Rezension

Auch nach 35 Jahren noch sehr bewegend

Wir Kinder vom Bahnhof Zoo - Christiane F., Kai Hermann, Horst Rieck

Wir Kinder vom Bahnhof Zoo
von Christiane F. Kai Hermann Horst Rieck

Bewertet mit 4 Sternen

Christiane F. – die wohl auch noch heute berühmteste Drogenabhängige Deutschlands – schildert ihre Erlebnisse auf der Fixer-Szene am Berliner Bahnhof Zoo, wo sie mit 14 Jahren heroinabhängig wird.

 

Es gibt wohl kaum jemanden, der „Wir Kinder vom Bahnhof Zoo“ nicht zumindest dem Namen nach kennt. Ich habe das Buch, wie so viele andere auch, als Jugendliche zum ersten Mal gelesen und in der Schule den Film angeschaut. Seither habe ich das Buch viele Male gelesen, und jedes Mal sind mir neue Aspekte aufgefallen.

 

Die Sprache des Buches ist sehr einfach gehalten. Obschon das Buch von zwei Journalisten anhand von Tonbandprotokollen geschrieben wurde, erschien es mir eher, als ob die Protokolle ohne Überarbeitung direkt abgetippt worden wären. In der Ich-Perspektive schildert Christiane tagebuchartig in einfachen Sätzen („er sagte, ich sagte, er sagte“) ihre Erlebnisse von der Kindheit bis zum Aufenthalt bei ihren Verwandten in Hessen, den sie zu diesem Zeitpunkt als ihre definitive Loslösung von Drogen erachtete.
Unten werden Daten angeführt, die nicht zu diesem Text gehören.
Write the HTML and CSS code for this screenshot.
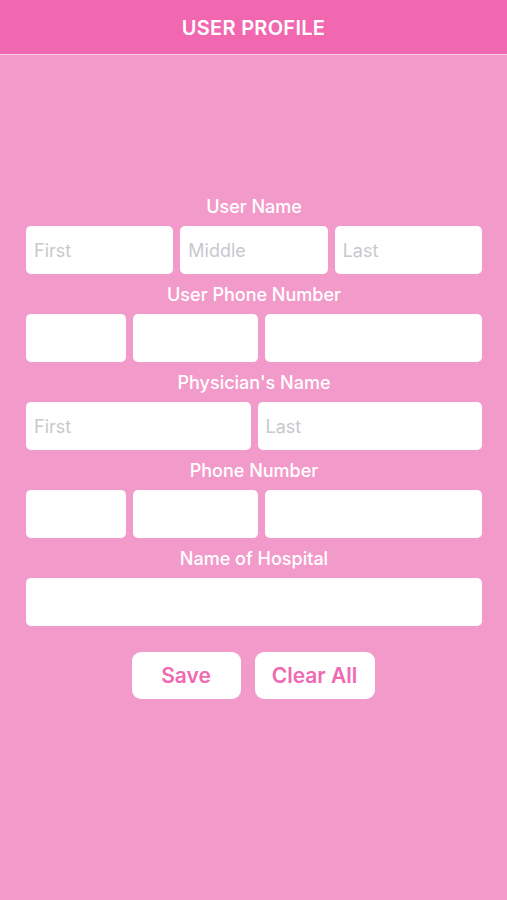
FILE: index.html
```html
<!DOCTYPE html>
<html>
<head>
<meta charset="utf-8">
<link rel="stylesheet" href="styles.css">
</head>
<body>
<header class="topbar"><h1 class="title">USER PROFILE</h1></header>
<main class="form">
  <div class="label">User Name</div>
  <div class="row">
    <input class="field grow" placeholder="First">
    <input class="field grow" placeholder="Middle">
    <input class="field grow" placeholder="Last">
  </div>
  <div class="label">User Phone Number</div>
  <div class="row">
    <input class="field w100">
    <input class="field w125">
    <input class="field grow">
  </div>
  <div class="label">Physician's Name</div>
  <div class="row">
    <input class="field grow" placeholder="First">
    <input class="field grow" placeholder="Last">
  </div>
  <div class="label">Phone Number</div>
  <div class="row">
    <input class="field w100">
    <input class="field w125">
    <input class="field grow">
  </div>
  <div class="label">Name of Hospital</div>
  <div class="row">
    <input class="field grow">
  </div>
  <div class="actions">
    <button class="btn save">Save</button>
    <button class="btn clear">Clear All</button>
  </div>
</main>
</body>
</html>
```
FILE: styles.css
```css
html, body {
  margin: 0;
  padding: 0;
}
body {
  width: 507px;
  height: 900px;
  background: #f29bca;
  font-family: Inter, "Liberation Sans", sans-serif;
  overflow: hidden;
}
.topbar {
  height: 54px;
  background: #f167b0;
  border-bottom: 1px solid #f9cfe4;
  display: flex;
  align-items: center;
  justify-content: center;
}
.title {
  margin: 2px 0 0;
  color: #ffffff;
  font-size: 20px;
  font-weight: 600;
  letter-spacing: 0.3px;
}
.form {
  padding: 131px 25px 0 26px;
  display: flex;
  flex-direction: column;
}
.label {
  color: #ffffff;
  font-size: 18px;
  font-weight: 500;
  line-height: 20px;
  text-align: center;
  padding: 11px 0 9px;
}
.row {
  display: flex;
  gap: 7px;
}
.field {
  height: 48px;
  box-sizing: border-box;
  border: none;
  border-radius: 5px;
  background: #ffffff;
  padding: 0 8px;
  font-family: Inter, "Liberation Sans", sans-serif;
  font-size: 18px;
  color: #333;
  min-width: 0;
  outline: none;
}
.field::placeholder {
  color: #c8c8cd;
}
.grow { flex: 1 1 0; }
.w100 { flex: 0 0 100px; }
.w125 { flex: 0 0 125px; }
.actions {
  display: flex;
  justify-content: center;
  gap: 14px;
  margin-top: 26px;
  padding-right: 2px;
}
.btn {
  height: 47px;
  border: none;
  border-radius: 9px;
  background: #ffffff;
  color: #f069b0;
  font-family: Inter, "Liberation Sans", sans-serif;
  font-size: 21px;
  font-weight: 600;
}
.save { width: 109px; }
.clear { width: 120px; }
```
Auffällig ist dabei, wie gut sich Christiane noch Jahre später an Details, Dialoge etc. erinnern konnte, insbesondere wenn man bedenkt, dass sie während dieser Zeit grösstenteils auf Heroin war. Wie gut ihre Erinnerung an die Geschehnisse tatsächlich war, und wie viel sie sich nachträglich zusammengereimt hat, kann ich als Aussenstehende natürlich nicht beurteilen. Zwischendurch kommen auch noch weitere Beteiligte zu Wort, wie beispielsweise Christianes Mutter, die auf wenigen Seiten ihre eigene Sicht der damaligen Situation schildern.

 

In früheren Jahren war ich immer beeindruckt, dass Christiane die Schuld an ihrer Drogensucht niemand anderem zuschiebt („niemand wird gegen seinen Willen angefixt“). Als ich das Buch nun wieder gelesen hatte, fiel mir auf, dass sie zwar nicht mit dem Finger auf andere zeigt, gleichzeitig aber auch die Schuld nicht bei sich sucht. Sie gibt nie direkt zu, dass sie Fehler gemacht hat, dass es eine schlechte Entscheidung gewesen war, mit den Drogen anzufangen. Sie scheint sich als Opfer der Umstände zu sehen, dem gar nichts anderes übrig blieb, als sich den Drogen zuzuwenden, über ihre eigene Verantwortung an ihrem Leben denkt sie nie nach. Ob der Leser dieser Ansicht folgen will, ist sicher diskussionswürdig. Daher sehe ich „Wir Kinder vom Bahnhof Zoo“ weder als Abschreckung vor Drogen, wie es die Einen sehen, noch als „Anleitung zum sorgenfreien Drogenleben“, wie es andere befürchten.

 

Mein Fazit

Immer noch tief beeindruckend, auch wenn ich es mit ü30 anders lese und auffasse als mit 15.